The elephants started trumpeting - in a way Dang, 36, and his wife Kulada, 24, said could only be described as crying - at first light, about the time an earthquake measured at a magnitude of 9.0 cracked open the sea bed off Indonesia's Sumatra island.
The elephants soon calmed down. But they started wailing again about an hour later and this time they could not be comforted despite attempts at reassurance.
"The elephants didn't believe the mahouts. They just kept running for the hill," said Wit Aniwat, 24, who takes the money from tourists and helps them on to the back of elephants from a sturdy wooden platform.
Those with tourists aboard headed for the jungle-clad hill behind the resort beach where at least 3800 people, more than half of them foreigners, would soon be killed.

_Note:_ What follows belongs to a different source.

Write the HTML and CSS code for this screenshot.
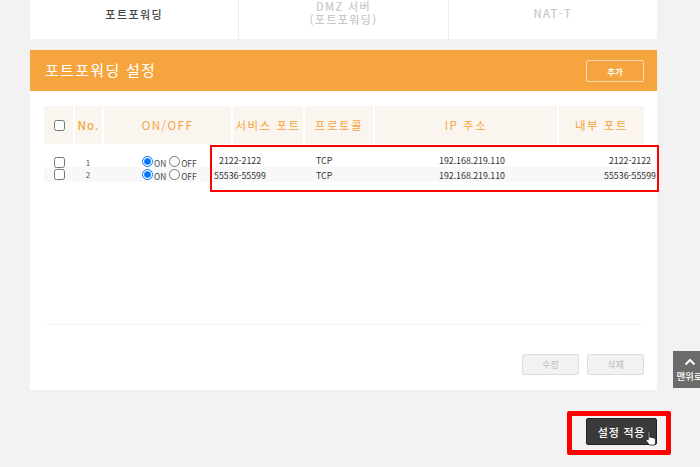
FILE: index.html
```html
<!DOCTYPE html>
<html lang="ko">
<head>
<meta charset="utf-8">
<title>포트포워딩 설정</title>
<link rel="stylesheet" href="styles.css">
</head>
<body>
<main class="page">
  <nav class="tabs">
    <div class="tab active">포트포워딩</div>
    <div class="tab">DMZ 서버<br>(포트포워딩)</div>
    <div class="tab">NAT-T</div>
  </nav>
  <section class="card">
    <header class="card-head">
      <h2>포트포워딩 설정</h2>
      <button class="add" type="button">추가</button>
    </header>
    <div class="card-body">
      <div class="grid thead">
        <div class="th"><input type="checkbox"></div>
        <div class="th no">No.</div>
        <div class="th">ON/OFF</div>
        <div class="th">서비스 포트</div>
        <div class="th">프로토콜</div>
        <div class="th">IP 주소</div>
        <div class="th">내부 포트</div>
      </div>
      <div class="rows">
        <div class="grid row">
          <div class="td"><input type="checkbox"></div>
          <div class="td num">1</div>
          <div class="td onoff"><input type="radio" name="r1" checked><span>ON</span><input type="radio" name="r1"><span>OFF</span></div>
          <div class="td svc">2122-2122</div>
          <div class="td proto">TCP</div>
          <div class="td ip">192.168.219.110</div>
          <div class="td inner">2122-2122</div>
        </div>
        <div class="grid row alt">
          <div class="td"><input type="checkbox"></div>
          <div class="td num">2</div>
          <div class="td onoff"><input type="radio" name="r2" checked><span>ON</span><input type="radio" name="r2"><span>OFF</span></div>
          <div class="td svc">55536-55599</div>
          <div class="td proto">TCP</div>
          <div class="td ip">192.168.219.110</div>
          <div class="td inner">55536-55599</div>
        </div>
      </div>
      <div class="spacer"></div>
      <div class="actions">
        <button class="ghost" type="button">수정</button>
        <button class="ghost" type="button">삭제</button>
      </div>
    </div>
  </section>
  <div class="apply-row">
    <button class="apply" type="button">설정 적용</button>
  </div>
</main>
<div class="mark mark-table"></div>
<div class="mark mark-apply"></div>
<svg class="cursor" viewBox="0 0 13 17" width="12" height="16" aria-hidden="true">
  <path d="M3.500 1.200c.8-.5 1.600 0 1.600.9v4.600l.9-.2c.5-.1.900.1 1.100.4.500-.3 1.200-.1 1.500.4.500-.3 1.200-.1 1.500.4.500-.1 1.200.3 1.200 1v3.200c0 1.500-.5 2.400-1 3.200H4.800c-.6-1.200-1.600-2.300-3-3.900-.7-.8-.7-1.600-.2-2 .5-.4 1.200-.3 1.900.3V2.100z" fill="#fff" stroke="#222" stroke-width=".9" stroke-linejoin="round"/>
</svg>
<a class="top" href="#"><svg viewBox="0 0 12 8" width="12" height="8" aria-hidden="true"><path d="M1.500 6.500 6 2l4.500 4.500" fill="none" stroke="#fff" stroke-width="2"/></svg><span>맨위로</span></a>
</body>
</html>
```
FILE: styles.css
```css
* { box-sizing: border-box; }
html, body { margin: 0; height: 467px; overflow: hidden; }
body {
  background: #f2f2f2;
  font-family: "Noto Sans CJK KR", "Noto Sans", sans-serif;
  position: relative;
}
.page { width: 627px; margin-left: 30px; }
button { font-family: inherit; padding: 0; cursor: pointer; }

.tabs { display: flex; height: 39px; background: #fff; }
.tab {
  flex: 1;
  display: flex;
  align-items: center;
  justify-content: center;
  text-align: center;
  font-size: 11px;
  line-height: 13px;
  font-weight: 500;
  letter-spacing: 1.400px;
  color: #cacaca;
  border-left: 1px solid #f6ebe2;
  padding-bottom: 13px;
}
.tab:first-child { border-left: 0; }
.tab.active { color: #444; padding-bottom: 11px; }

.card { margin-top: 11px; height: 340px; background: #fff; display: flex; flex-direction: column; }
.card-head {
  height: 41px;
  background: #f6a53e;
  display: flex;
  align-items: center;
  justify-content: space-between;
  padding: 0 13px 0 15px;
}
.card-head h2 { margin: 0 0 2px; font-size: 15px; font-weight: 400; letter-spacing: 1.300px; color: #fff; }
.add {
  width: 58px;
  height: 22px;
  border: 1px solid #fbdcae;
  border-radius: 2px;
  background: transparent;
  color: #fff;
  font-size: 8.500px;
  font-weight: 700;
}

.card-body { flex: 1; display: flex; flex-direction: column; padding: 15px 0 15px 14px; }
.grid { display: grid; grid-template-columns: 29px 27px 127px 70px 68px 182px 85px; column-gap: 2px; width: 600px; }
.thead { height: 38px; }
.th {
  background: #fbf5f0;
  color: #f6a53e;
  font-size: 11.500px;
  font-weight: 400;
  letter-spacing: 1.500px;
  display: flex;
  align-items: center;
  justify-content: center;
  white-space: nowrap;
}
.th.no { font-weight: 500; letter-spacing: 1px; }
.th input { margin: 0 0 0 1px; width: 11px; height: 11px; }

.rows { margin-top: 8px; width: 612px; }
.row { height: 15px; width: 612px; }
.row.alt { background: #f8f8f8; }
.row.alt .td { padding-top: 1px; }
.td {
  font-size: 8.800px;
  color: #333;
  display: flex;
  align-items: center;
  justify-content: center;
  white-space: nowrap;
}
.td input[type=checkbox] { margin: 3px 0 0 1px; width: 11px; height: 11px; }
.row.alt .td input[type=checkbox] { margin-top: -1px; }
.num { font-size: 8px; color: #555; padding-top: 3px; margin-left: -1px; }
.row.alt .td.num { padding-top: 0; }
.onoff { justify-content: flex-start; padding-left: 38px; font-size: 8.300px; color: #444; }
.onoff input { margin: 2px 1px 0 0; width: 11px; height: 11px; }
.row.alt .onoff input { margin-top: -1px; }
.onoff span { margin: 5px 3px 0 0; }
.row.alt .onoff span { margin-top: 2px; }
.svc { justify-content: flex-start; margin-left: -19px; }
.row:not(.alt) .svc { padding-left: 5px; }
.proto { justify-content: flex-start; padding-left: 11px; }
.ip { padding-left: 12px; }
.inner { justify-content: flex-end; margin-right: -7px; }
.row.alt .inner { margin-right: -12px; }

.spacer { flex: 1; border-bottom: 1px solid #f4f4f4; margin-bottom: 29px; width: 600px; }
.actions { display: flex; justify-content: flex-end; gap: 8px; width: 600px; }
.ghost {
  width: 57px;
  height: 21px;
  background: #f2f2f2;
  border: 1px solid #ddd;
  border-radius: 2px;
  color: #bbb;
  font-size: 9px;
  font-weight: 400;
}

.apply-row { display: flex; justify-content: flex-end; padding: 28px 0 0; }
.apply {
  width: 71px;
  height: 27px;
  background: #3a3a3a;
  border: 1px solid #222;
  border-radius: 2px;
  color: #fff;
  font-size: 11px;
  font-weight: 500;
  letter-spacing: .8px;
}

.mark { position: absolute; border: 2px solid #f00; }
.mark-table { left: 210px; top: 145px; width: 449px; height: 47px; }
.mark-apply { left: 567px; top: 411px; width: 104px; height: 44px; border-width: 5px; border-radius: 2px; }
.cursor { position: absolute; left: 645px; top: 431px; }

.top {
  position: absolute;
  left: 673px;
  top: 351px;
  width: 33px;
  height: 37px;
  background: #6b6b6b;
  color: #fff;
  font-size: 9.500px;
  font-weight: 500;
  line-height: 12px;
  text-decoration: none;
  display: flex;
  flex-direction: column;
  align-items: center;
  padding-top: 7px;
  gap: 4px;
  white-space: nowrap;
}
```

The elephants that were not working broke their hefty chains.
"Then we saw the big wave coming and we started running," Wit said.
French zoologists say many animals seem to have avoided the December 26 tsunami that swept the coastline of the Indian Ocean thanks to acoustic senses that are far more advanced than those of humans.
Aerial pictures of Sri Lanka's Yala National Park, broadcast on international TV news channels, show it was penetrated by surging floodwater.
But there were no signs of any dead elephants, leopards, deer, jackals and crocodiles, the species that have given the conservation reserve worldwide fame.
The footage adds to historic anecdotes about seismic waves, earthquakes and volcanic eruptions, in which birds take flight, dogs howl and herd animals stampede to safety before catastrophe strikes.
If that is the case, the animals' survival is unlikely to owe itself to any so-called sixth sense but to more acute hearing or some already-known sense, experts say.
"In anything to do with vibrations, seismic shocks or sound waves, animals have capabilities which we do not," said Herve Fritz, a researcher in animal behaviour at France's National Centre for Scientific Research (CNRS).